DEVELOPMENT REPORT -- Tobacco Meeting
By Jerilyn WatsonThis is Bill White with the VOA Special English DEVELOPMENT REPORT.
Each year, more than four-million people die from illnesses caused by smoking tobacco. Health experts say more than ten-million people will die because of tobacco-linked diseases in twenty years. Developing nations are expected to suffer the most deaths from smoking.
The World Health Organization has declared war on tobacco. Health experts are working to stop the spread of tobacco use. For example, about four-thousand delegates are attending a meeting in the United States about tobacco. People from two-hundred countries are meeting this week at the Eleventh World Conference on Tobacco OR Health in Chicago, Illinois.
The conference goal is to decrease tobacco use throughout the world. The director-general of the WHO, Gro Harlem Brundtland, and former American Surgeon General C. Everett Koop will speak at the meeting.
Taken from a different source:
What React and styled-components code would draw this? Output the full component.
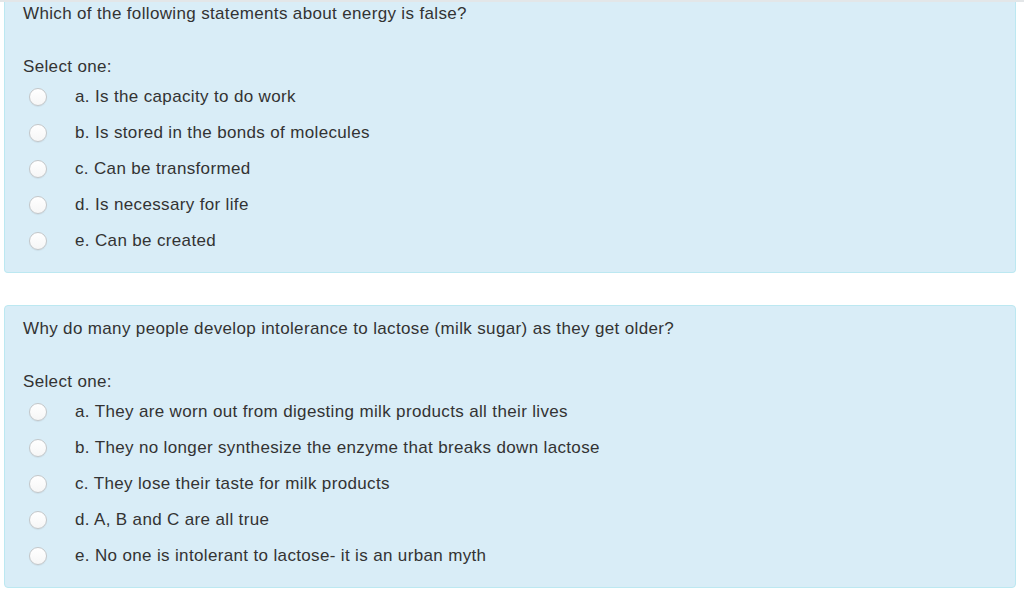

The American Medical Association is among the organizers of the tobacco conference.
The Journal of the American Medical Association will announce new research about tobacco this week. The results will appear in a special Journal publication. Such research is a main subject of the tobacco conference. Delegates will discuss the science of addiction, or physical dependence on tobacco. They will discuss international tobacco marketing and the use of tobacco by young people around the world. They also will talk about ways to stop smoking.
The WHO says seventy percent of tobacco users live in developing countries. WHO official Derek Yach (pronounced yahk) says it is not surprising that seventy percent of smoking-related deaths in the next twenty years will happen in those countries. He spoke at a recent meeting of the Global Health Council near Washington.
Some nations are considering or starting efforts against tobacco. For example, Malaysia's health ministry recently urged a media ban on paid advertising messages by tobacco companies. Britain also is studying the possibility of banning such advertising. Australia has started publishing strong anti-tobacco messages aimed at women. And, Switzerland has raised taxes on tobacco.
A World Bank study has shown that raising tobacco taxes is the best way to reduce smoking.